腕を組み、涼しげな顔の伊東は、落ち着かない様子で座る中岡の前に座していた。
「やれやれ。そう気張られてしまったら、できる話しもできないでしょう?」
「・・・・・」
目の前に座るのは新撰組幹部なのだ。いくら土方達と思想が相異なると言っても、その事実は無くならないのである。
「私はね、今の新撰組を良しとは考えてはいないんですよ。御門がおられる京の都の治安を守るのは大義。新撰組がその大義の下で京を守るのならばなにを憂う事もないのだが、実情は君の知って居る様に、尊攘を掲げた志士達の捕縛だ」
「新撰組幹部であるあなたが、この度大宰府へ来た由はわかりました。ですが、これまでを考えると、そうですか、ではお話しを伺いますとは申し上げられません」
「君の言いたい事は重々承知している。だが、私がここに居る事実を少しは考えてもらいたいねぇ」
松屋に居る事実。
(もう、大久保さんてば、一言でもいいから教えておいてくんなかったのかなあ)
伊東と渡りをつけているなどと、例え中岡が相手だとしても大久保にとっては腹を割って話すわけには行かないだろう。中岡の口から桂に漏れる事になれば、ややこしいどころか、長州から反感を招きかねない事態になるのだ。

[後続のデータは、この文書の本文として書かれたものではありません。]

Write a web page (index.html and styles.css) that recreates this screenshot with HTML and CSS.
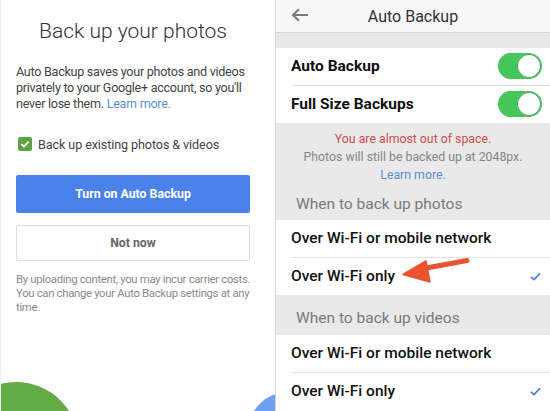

「私は水戸出身でね。敬天愛人の想いは心の奥底に染みこんでいる」
中岡は言葉の意味を測りかねた。
「幕府は朝廷があってのもの。君達もそう思っているだろう? だからなんだよ、私が新撰組という組織にほとほと困っているのは。ああ、いや、幹部には、だね」
「あなたの真意が俺にはわかりません」
「んー、困ったねぇ」
それは中岡も同じ気持ちだった。
「私が述べた言葉に偽りはない。新撰組が会津藩と共に幕府存亡の片棒を担ぐのであれば、志を曲げてされに追従する義理などないと言っているんだけどね」
「ぶっちゃけましたね・・・」
「ああ、そうだね。うん。これは困った」
にっこりと笑う伊東を見て、絶対に困ってなどいないと中岡は呆れるしかない。
「だから、私は三條公を頼りに京を出て来た。すでに意志を違えた新撰組と共に心中する気など有りはしない。土方くんと君達を比べれば、重きは君達にある。しかし、武力に訴える術を良しと受け入れてはしない」
武力を以ってと望む中岡にすれば、伊東はやはり異を違える人間であるのだ。
「然りと雖も、時にはこれまた必要でもあると思う所存ゆえ、そう難しい顔はなしにしたまえ」
「はぁ・・・」
「このまま幕府が力を保つのは無理至極であろう。時局の変転を悟りきれず、幕府の命と人を斬る所業に落ちるは愚の骨頂と言うもの。武士でない者に国事を考えよと説いても無駄と私は悟った。武士が偉いと言うのではないよ? 掃溜めに蹴落としてやりたい者もいるからね」
「掃溜めって・・・」
「政に関わるのであれば、時を見る才も必要だ。町人にも百姓にも勿論そういった才ある者もいる。が、その者達が国事に意見を申し述べる世ではないのも、これまた現の理」
「伊東さんが考えるところは、つまり」
「ふふっ。皆まで言わずとも、私の腹を読める男であると、聞き及んでいるんだよ、中岡くん」
(大久保さんったら!)
「誰にですか、とは怖くて聞きたくもありませんが、伊東さんがそのつもりで動かれるのであれば、三條殿と共に尽力させて頂きます」
「物分りが良くて助かるよ。あの男に君の爪の垢でも煎じて飲ませてたい気分だ」
絶対に土方は飲むまいと苦笑せざるを得ない。
「では、漏れぬよう細心を払って周旋にご助力させて頂きます」
「これは三條公と君だけに留めておいてくれたまえ」
「承知仕りました」
松屋に留まり、大宰府に滞在しているほかの志士達とも国事を論じ、朝廷への根回しについて、力を尽くすとの言葉を三條より引き出した伊東は、晴れ晴れとした顔で京へと戻って行った。